Tuesday, November 13, 2012

Fall Clean-up in the garden


The last week I've been concentrating on Fall clean up in the garden. It is kind of sad pulling up dead and dying annual flowers, removing the moon flower vine from the arbor, and cutting back an overgrown vine. Fall garden chores also included relocating my limelight hydrangea, and planting 3 azaleas purchased earlier this year. I also started a new compost pile in one of my 2 compost bins.


There are many pretty colors provided by the maples, blueberries, crape myrtles, dogwoods and Virginia Sweetspire as I work in the garden. When the leaves fall they need raking, unless like me you put down a pre-emergent. Raking can break the weed-shield provided by the pre-emergent. My husband mulched and bagged the leaves so I could add them to the compost pile I started. In a compost pile, the natural process of decomposition is sped up and you are left with a rich form of organic matter for your flower bed or vegetable patch. Compost also helps soil retain water.

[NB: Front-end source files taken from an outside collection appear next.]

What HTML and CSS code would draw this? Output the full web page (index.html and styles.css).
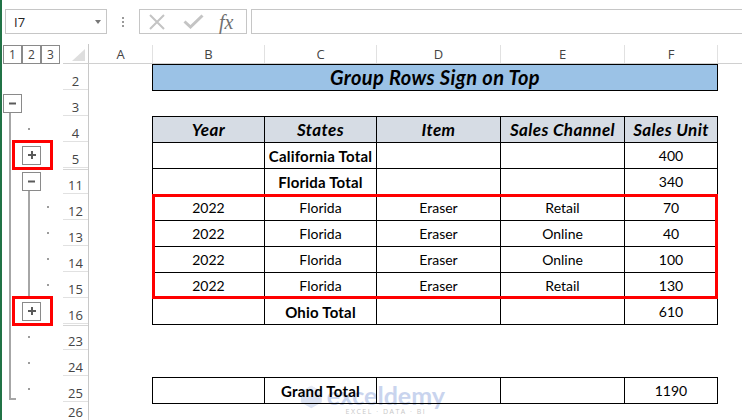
FILE: index.html
```html
<!DOCTYPE html>
<html lang="en">

<head>
    <meta charset="UTF-8">
    <meta name="viewport" content="width=device-width, initial-scale=1.0">
    <title>Group Rows Sign on Top</title>
    <link rel="stylesheet" href="styles.css">
</head>

<body>
    <div class="app">
        <div class="formula-bar">
            <div class="name-box"><span>I7</span><span class="caret"></span></div>
            <div class="grip"><i></i><i></i><i></i></div>
            <div class="fx-buttons">
                <svg class="fx-cancel" width="18" height="16" viewBox="0 0 18 16">
                    <path d="M2 1L16 15M16 1L2 15" stroke="#c4c4c4" stroke-width="2" fill="none" />
                </svg>
                <svg class="fx-enter" width="21" height="15" viewBox="0 0 21 15">
                    <path d="M1.5 7.5L7.5 13L19.5 1.5" stroke="#c4c4c4" stroke-width="3" fill="none" />
                </svg>
                <span class="fx-label">fx</span>
            </div>
            <div class="formula-input"></div>
        </div>

        <div class="sheet">
            <div class="levels"><span>1</span><span>2</span><span>3</span></div>
            <div class="corner">
                <svg width="13" height="12" viewBox="0 0 13 12">
                    <polygon points="13,0 13,12 0,12" fill="#dedede" />
                </svg>
            </div>
            <div class="col-heads">
                <div class="ch ch-a">A</div>
                <div class="ch ch-b">B</div>
                <div class="ch ch-c">C</div>
                <div class="ch ch-d">D</div>
                <div class="ch ch-e">E</div>
                <div class="ch ch-f">F</div>
                <div class="ch ch-g"></div>
            </div>

            <!-- outline gutter: level 1 / 2 / 3 columns -->
            <div class="outline">
                <div class="vline l1"></div>
                <div class="vline l2"></div>
                <div class="btn c2 r2"><svg width="7" height="7"><path d="M0 3.5h7" stroke="#5a5a5a" stroke-width="2" /></svg></div>
                <div class="dot c3 r3"></div>
                <div class="btn c3 r4"><svg width="8" height="8"><path d="M0 4h8M4 0v8" stroke="#5a5a5a" stroke-width="2" /></svg></div>
                <div class="btn c3 r5"><svg width="7" height="7"><path d="M0 3.5h7" stroke="#5a5a5a" stroke-width="2" /></svg></div>
                <div class="dot c4 r6"></div>
                <div class="dot c4 r7"></div>
                <div class="dot c4 r8"></div>
                <div class="dot c4 r9"></div>
                <div class="btn c3 r10"><svg width="8" height="8"><path d="M0 4h8M4 0v8" stroke="#5a5a5a" stroke-width="2" /></svg></div>
                <div class="dot c3 r11"></div>
                <div class="dot c3 r12"></div>
                <div class="dot c3 r13"></div>
                <div class="mark mark-a"></div>
                <div class="mark mark-b"></div>
            </div>

            <div class="row-heads">
                <div class="rh">2</div>
                <div class="rh">3</div>
                <div class="rh">4</div>
                <div class="rh">5</div>
                <div class="rh gap">11</div>
                <div class="rh">12</div>
                <div class="rh">13</div>
                <div class="rh">14</div>
                <div class="rh">15</div>
                <div class="rh">16</div>
                <div class="rh gap">23</div>
                <div class="rh">24</div>
                <div class="rh">25</div>
                <div class="rh last">26</div>
            </div>

            <div class="cells">
                <div class="title">Group Rows Sign on Top</div>

                <div class="wrap">
                    <table class="data">
                        <colgroup>
                            <col class="w-year">
                            <col class="w-state">
                            <col class="w-item">
                            <col class="w-channel">
                            <col class="w-unit">
                        </colgroup>
                        <tr>
                            <th>Year</th>
                            <th>States</th>
                            <th>Item</th>
                            <th>Sales Channel</th>
                            <th>Sales Unit</th>
                        </tr>
                        <tr>
                            <td></td>
                            <td class="sum">California Total</td>
                            <td></td>
                            <td></td>
                            <td>400</td>
                        </tr>
                        <tr>
                            <td></td>
                            <td class="sum">Florida Total</td>
                            <td></td>
                            <td></td>
                            <td>340</td>
                        </tr>
                        <tr>
                            <td>2022</td>
                            <td>Florida</td>
                            <td>Eraser</td>
                            <td>Retail</td>
                            <td>70</td>
                        </tr>
                        <tr>
                            <td>2022</td>
                            <td>Florida</td>
                            <td>Eraser</td>
                            <td>Online</td>
                            <td>40</td>
                        </tr>
                        <tr>
                            <td>2022</td>
                            <td>Florida</td>
                            <td>Eraser</td>
                            <td>Online</td>
                            <td>100</td>
                        </tr>
                        <tr>
                            <td>2022</td>
                            <td>Florida</td>
                            <td>Eraser</td>
                            <td>Retail</td>
                            <td>130</td>
                        </tr>
                        <tr>
                            <td></td>
                            <td class="sum">Ohio Total</td>
                            <td></td>
                            <td></td>
                            <td>610</td>
                        </tr>
                    </table>
                    <div class="highlight"></div>
                </div>

                <table class="data grand">
                    <colgroup>
                        <col class="w-year">
                        <col class="w-state">
                        <col class="w-item">
                        <col class="w-channel">
                        <col class="w-unit">
                    </colgroup>
                    <tr>
                        <td></td>
                        <td class="sum">Grand Total</td>
                        <td></td>
                        <td></td>
                        <td>1190</td>
                    </tr>
                </table>

                <div class="watermark">
                    <svg width="26" height="28" viewBox="0 0 26 28">
                        <polygon points="13,1 25,8 25,20 13,27 1,20 1,8" fill="#dbe2f2" />
                        <polygon points="13,1 25,8 13,14 1,8" fill="#e8ecf6" />
                    </svg>
                    <div class="wm-text">
                        <span class="wm-name">exceldemy</span>
                        <span class="wm-sub">EXCEL · DATA · BI</span>
                    </div>
                </div>
            </div>
        </div>
    </div>
</body>

</html>
```

FILE: styles.css
```css
* {
    box-sizing: border-box;
}

body {
    margin: 0;
    background-color: #fff;
    font-family: 'Open Sans', sans-serif;
    color: #333;
}

.app {
    width: 742px;
    height: 420px;
    overflow: hidden;
    border-left: 2px solid #217346;
}

/* formula bar */
.formula-bar {
    display: flex;
    height: 44px;
    padding-top: 9px;
}

.name-box {
    width: 102px;
    height: 25px;
    margin-left: 3px;
    border: 1px solid #c6c6c6;
    display: flex;
    align-items: center;
    justify-content: space-between;
    padding: 0 5px 0 8px;
    font-size: 13px;
    color: #222;
}

.caret {
    border-left: 3.5px solid transparent;
    border-right: 3.5px solid transparent;
    border-top: 4px solid #777;
}

.grip {
    width: 32px;
    height: 25px;
    display: flex;
    flex-direction: column;
    align-items: center;
    justify-content: center;
    gap: 2px;
}

.grip i {
    width: 2px;
    height: 2px;
    background-color: #9a9a9a;
}

.fx-buttons {
    width: 108px;
    height: 25px;
    border: 1px solid #c6c6c6;
    display: flex;
    align-items: center;
    padding-left: 8px;
}

.fx-enter {
    margin-left: 17px;
}

.fx-label {
    margin-left: 15px;
    font-family: 'Liberation Serif', serif;
    font-style: italic;
    font-size: 20px;
    color: #707070;
    line-height: 1;
}

.formula-input {
    flex: 1;
    height: 25px;
    margin-left: 4px;
    border: 1px solid #c6c6c6;
    border-right: none;
}

/* sheet */
.sheet {
    display: grid;
    grid-template-columns: 61px 26px 1fr;
    grid-template-rows: 20px 356px;
}

.levels {
    display: flex;
    padding: 1px 0 0 1px;
}

.levels span {
    width: 19px;
    height: 19px;
    border: 1px solid #8a8a8a;
    font-size: 12px;
    line-height: 17px;
    text-align: center;
    color: #444;
}

.corner {
    display: flex;
    justify-content: flex-end;
    align-items: flex-end;
    padding: 0 3px 2px 0;
    border-right: 1px solid #c8c8c8;
    border-bottom: 1px solid #d0d0d0;
}

.col-heads {
    display: flex;
    padding-top: 1px;
    border-bottom: 1px solid #d0d0d0;
}

.ch {
    font-size: 13px;
    line-height: 18px;
    text-align: center;
    color: #444;
    border-left: 1px solid #e1e1e1;
}

.ch-a {
    width: 63px;
    border-left: none;
}

.ch-b,
.ch-c {
    width: 112px;
}

.ch-d,
.ch-e {
    width: 124px;
}

.ch-f {
    width: 93px;
}

.ch-g {
    flex: 1;
}

/* outline gutter */
.outline {
    display: grid;
    grid-template-columns: 1px 19px 19px 19px 3px;
    grid-template-rows: repeat(14, 26px);
    position: relative;
}

.btn {
    width: 19px;
    height: 19px;
    align-self: center;
    border: 1px solid #8a8a8a;
    background-color: #fff;
    display: flex;
    align-items: center;
    justify-content: center;
    z-index: 1;
}

.dot {
    width: 2px;
    height: 2px;
    margin: 12px 0 0 6px;
    background-color: #9c9c9c;
}

.vline {
    margin: 23px 0 2px 6px;
    border-left: 2px solid #a6a6a6;
}

.vline.l1 {
    grid-column: 2;
    grid-row: 2 / 14;
    width: 7px;
    border-bottom: 2px solid #a6a6a6;
}

.vline.l2 {
    grid-column: 3;
    grid-row: 5 / 10;
    width: 2px;
}

.c2 { grid-column: 2; }
.c3 { grid-column: 3; }
.c4 { grid-column: 4; }

.r2 { grid-row: 2; }
.r3 { grid-row: 3; }
.r4 { grid-row: 4; }
.r5 { grid-row: 5; }
.r6 { grid-row: 6; }
.r7 { grid-row: 7; }
.r8 { grid-row: 8; }
.r9 { grid-row: 9; }
.r10 { grid-row: 10; }
.r11 { grid-row: 11; }
.r12 { grid-row: 12; }
.r13 { grid-row: 13; }

.mark {
    position: absolute;
    left: 10px;
    width: 41px;
    height: 30px;
    border: 3px solid #ff0000;
    z-index: 2;
}

.mark-a {
    top: 76px;
}

.mark-b {
    top: 232px;
}

/* row headers */
.row-heads {
    border-right: 1px solid #c8c8c8;
}

.rh {
    height: 26px;
    padding-top: 8px;
    font-size: 13px;
    line-height: 18px;
    text-align: center;
    color: #444;
    border-bottom: 1px solid #e1e1e1;
}

.rh.gap {
    box-shadow: inset 0 1px 0 #fff, inset 0 2px 0 #d6d6d6;
}

.rh.last {
    height: 18px;
    padding-top: 3px;
    line-height: 14px;
    border-bottom: none;
}

/* cells */
.cells {
    position: relative;
    padding-left: 63px;
    font-family: 'Lato', 'Liberation Sans', sans-serif;
    color: #000;
}

.title {
    width: 566px;
    height: 27px;
    border: 1px solid #000;
    background-color: #9bc2e6;
    font-size: 20px;
    font-weight: bold;
    font-style: italic;
    letter-spacing: 0.4px;
    line-height: 25px;
    text-align: center;
}

.wrap {
    position: relative;
    margin-top: 25px;
}

.data {
    border-collapse: collapse;
    font-size: 14px;
}

.data tr {
    height: 26px;
}

.data th,
.data td {
    border: 1px solid #000;
    padding: 0;
    text-align: center;
}

.data th {
    background-color: #d6dce4;
    font-size: 17px;
    font-weight: bold;
    font-style: italic;
    letter-spacing: 0.4px;
}

.data td.sum {
    font-size: 15px;
    font-weight: bold;
    letter-spacing: 0.2px;
}

.w-year,
.w-state {
    width: 112px;
}

.w-item,
.w-channel {
    width: 124px;
}

.w-unit {
    width: 93px;
}

/* grand total sits above the faint logo so its text stays dark */
.grand {
    position: relative;
    z-index: 1;
    margin-top: 52px;
}

.highlight {
    position: absolute;
    top: 78px;
    left: 0;
    width: 566px;
    height: 105px;
    border: 3px solid #ff0000;
}

.watermark {
    position: absolute;
    left: 211px;
    top: 317px;
    width: 145px;
    height: 40px;
    display: flex;
    align-items: flex-start;
    gap: 4px;
    padding-top: 2px;
}

.wm-text {
    display: flex;
    flex-direction: column;
    align-items: center;
}

.wm-name {
    font-family: 'Lato', sans-serif;
    font-weight: bold;
    font-size: 25px;
    line-height: 24px;
    color: #c9d4ee;
}

.wm-sub {
    font-family: 'Open Sans', sans-serif;
    font-size: 7px;
    letter-spacing: 1.5px;
    color: #c8c8c8;
}
```
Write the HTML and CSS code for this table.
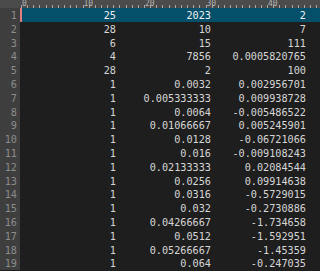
FILE: index.html
```html
<!DOCTYPE html>
<html lang="en">

<head>
    <meta charset="UTF-8">
    <title>data.csv</title>
    <link rel="stylesheet" href="styles.css">
</head>

<body>
    <div class="editor">
        <!-- column ruler -->
        <div class="ruler">
            <div class="ruler-gap"></div>
            <div class="ruler-scale">
                <span>0</span><span>10</span><span>20</span><span>30</span><span>40</span>
            </div>
        </div>

        <!-- table rows -->
        <div class="sheet" id="sheet"></div>
    </div>

    <script>
        const rows = [
            ["25", "2023", "2"],
            ["28", "10", "7"],
            ["6", "15", "111"],
            ["4", "7856", "0.0005820765"],
            ["28", "2", "100"],
            ["1", "0.0032", "0.002956701"],
            ["1", "0.005333333", "0.009938728"],
            ["1", "0.0064", "-0.005486522"],
            ["1", "0.01066667", "0.005245901"],
            ["1", "0.0128", "-0.06721066"],
            ["1", "0.016", "-0.009108243"],
            ["1", "0.02133333", "0.02084544"],
            ["1", "0.0256", "0.09914638"],
            ["1", "0.0316", "-0.5729015"],
            ["1", "0.032", "-0.2730886"],
            ["1", "0.04266667", "-1.734658"],
            ["1", "0.0512", "-1.592951"],
            ["1", "0.05266667", "-1.45359"],
            ["1", "0.064", "-0.247035"]
        ];
        const sheet = document.getElementById("sheet");

        rows.forEach((cells, i) => {
            const row = document.createElement("div");
            row.className = i === 0 ? "row current" : "row";

            const num = document.createElement("div");
            num.className = "line-no";
            num.textContent = i + 1;
            row.appendChild(num);

            const body = document.createElement("div");
            body.className = "cells";
            if (i === 0) {
                const caret = document.createElement("span");
                caret.className = "caret";
                body.appendChild(caret);
            }
            cells.forEach(value => {
                const cell = document.createElement("span");
                cell.className = "cell";
                cell.textContent = value;
                body.appendChild(cell);
            });
            row.appendChild(body);
            sheet.appendChild(row);
        });
    </script>
</body>

</html>
```

FILE: styles.css
```css
body {
    margin: 0;
    padding: 0;
    background-color: #1e1e1e;
    overflow: hidden;
}

.editor {
    width: 320px;
    height: 271px;
    background-color: #1e1e1e;
    font-family: 'DejaVu Sans Mono', monospace;
}

/* Ruler */
.ruler {
    display: flex;
    height: 8px;
    background-color: #4b4b4b;
    overflow: hidden;
}

.ruler-gap {
    width: 21px;
    flex-shrink: 0;
}

.ruler-scale {
    flex: 1;
    display: flex;
    background-image: repeating-linear-gradient(to right, #a8a8a8 0, #a8a8a8 1px, transparent 1px, transparent 6.15px);
    background-size: 100% 3px;
    background-position: 0 bottom;
    background-repeat: no-repeat;
}

.ruler-scale span {
    width: 61.5px;
    flex-shrink: 0;
    font-family: 'DejaVu Sans Mono', monospace;
    font-size: 8px;
    line-height: 7px;
    color: #b4b4b4;
    padding-left: 1px;
    box-sizing: border-box;
}

/* Rows */
.row {
    display: flex;
    height: 13.8px;
}

.line-no {
    width: 20px;
    flex-shrink: 0;
    box-sizing: border-box;
    padding-right: 3px;
    text-align: right;
    background-color: #3e3e3e;
    color: #8c8c8c;
    font-size: 10.2px;
    line-height: 13.8px;
    padding-top: 1px;
}

.cells {
    flex: 1;
    display: flex;
    padding-left: 1px;
    color: #d6d6d6;
    font-size: 10.2px;
    line-height: 13.8px;
    padding-top: 1px;
}

.row.current .cells {
    background-color: #04506b;
    color: #f0f0f0;
}

.caret {
    width: 2px;
    height: 14px;
    margin-top: -1px;
    margin-left: -1px;
    background-color: #e07f7f;
    flex-shrink: 0;
}

.cell {
    width: 95px;
    flex-shrink: 0;
    text-align: right;
    white-space: nowrap;
}

.row.current .cell:nth-child(2) {
    width: 94px;
}
```
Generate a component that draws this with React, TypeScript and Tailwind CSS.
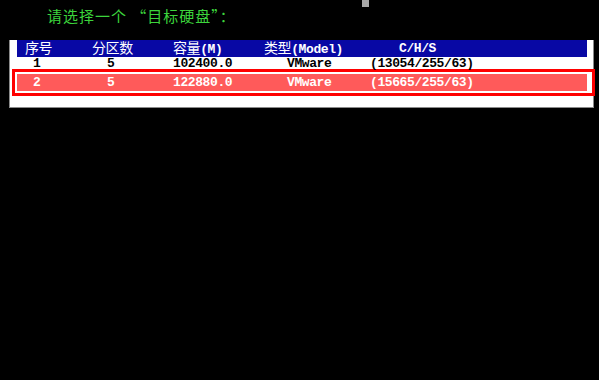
import React from "react";

const mono = { fontFamily: '"Liberation Mono", "Noto Sans CJK SC", monospace' };

type Cell = { text: string; w: number; cjk?: boolean };

const headerCells: Cell[] = [
  { text: "序号", w: 67, cjk: true },
  { text: "分区数", w: 81, cjk: true },
  { text: "容量(M)", w: 91 },
  { text: "类型(Model)", w: 135 },
  { text: "C/H/S", w: 120 },
];

const rows = [
  ["1", "5", "102400.0", "VMware", "(13054/255/63)"],
  ["2", "5", "122880.0", "VMware", "(15665/255/63)"],
];
const rowWidths = [74, 66, 114, 83, 160];

// mixed text: cjk glyphs slightly larger, like the bitmap font
function Mixed({ text }: { text: string }) {
  const parts = text.split(/([\u4e00-\u9fff]+)/).filter(Boolean);
  return (
    <>
      {parts.map((p, i) =>
        /[\u4e00-\u9fff]/.test(p) ? (
          <span key={i} className="text-[14px] font-normal" style={{ fontFamily: '"Noto Sans CJK SC", sans-serif' }}>
            {p}
          </span>
        ) : (
          <span key={i}>{p}</span>
        )
      )}
    </>
  );
}

function DataRow({ cells, className }: { cells: string[]; className: string }) {
  return (
    <div className={`flex items-center pl-[16px] text-[13px] font-bold tracking-[-0.4px] ${className}`} style={mono}>
      {cells.map((c, i) => (
        <div key={i} className="shrink-0 whitespace-pre" style={{ width: rowWidths[i] }}>
          {c}
        </div>
      ))}
    </div>
  );
}

export default function App() {
  return (
    <div className="relative w-[599px] h-[380px] bg-black overflow-hidden">
      {/* blinking cursor */}
      <div className="absolute left-[362px] top-0 w-[7px] h-[7px] bg-[#a8a8a8]" />

      <div className="h-[40px] pl-[47px] pt-[4px]">
        <span
          className="text-[15px] text-[#3cd43c] tracking-[1px]"
          style={{ fontFamily: '"Noto Sans CJK SC", sans-serif' }}
        >
          请选择一个 “目标硬盘”：
        </span>
      </div>

      <div className="ml-[9px] w-[585px] h-[68px] bg-white border-l border-r border-b border-[#8a8a8a]">
        <div
          className="ml-[7px] w-[570px] h-[17px] bg-[#0808a4] text-white flex items-center pl-[8px] text-[13px] font-bold tracking-[-0.4px]"
          style={mono}
        >
          {headerCells.map((c) => (
            <div key={c.text} className="shrink-0 whitespace-pre leading-[17px]" style={{ width: c.w }}>
              <Mixed text={c.text} />
            </div>
          ))}
        </div>

        <DataRow cells={rows[0]} className="ml-[7px] w-[570px] h-[12px] leading-[12px] text-black pt-[1px]" />

        <div className="ml-[2px] w-[583px] h-[27px] border-[3px] border-[#ff0000] pt-[2px] pl-[2px]">
          <DataRow cells={rows[1]} className="w-[570px] h-[17px] bg-[#ff5a5a] text-white" />
        </div>
      </div>
    </div>
  );
}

In fact, autumn is a great time to make compost since there is a good mix of leaves, some spent plants and grass clippings. This means you will have a combination of carbon (leaves and other “brown” material) and nitrogen (grass clippings and other “green” material), which produces compost quickly. Keep the pile moist and turn it often, and you will have compost to use in your garden come spring. Or just leave it alone to decompose slowly.Don't compost any diseased plant material.


Some of my garden clean up will go on a brush pile. It will provide winter quarters for lizards, frogs, toads and small mammals such as chipmunks and rabbits, as well as bumblebees and other native bees. The leaves and other dead vegetation are like a “down comforter” for winter wildlife. You can Start your own brush pile with a layer of loosely stacked or crisscrossed branches, and add stalks and leaves on top.


When autumn approaches, I stop removing some spent flowers and let them to go to seed and only remove diseased plant parts and leave the rest standing in some areas of the garden. I don't like the sight of brown stems but like to leave some of them as cozy winter nests for wildlife. Lady beetles, butterflies and other insects will bed down among the stalks during the cold season. Siskins and other birds will dine on the seeds of sunflowers, cone flowers, grasses and other plants.


Using these clean up ideas will not only produce less of the waste clogging up landfills, you also will protect your plants and enrich your soil, while providing a winter welcome mat for wildlife.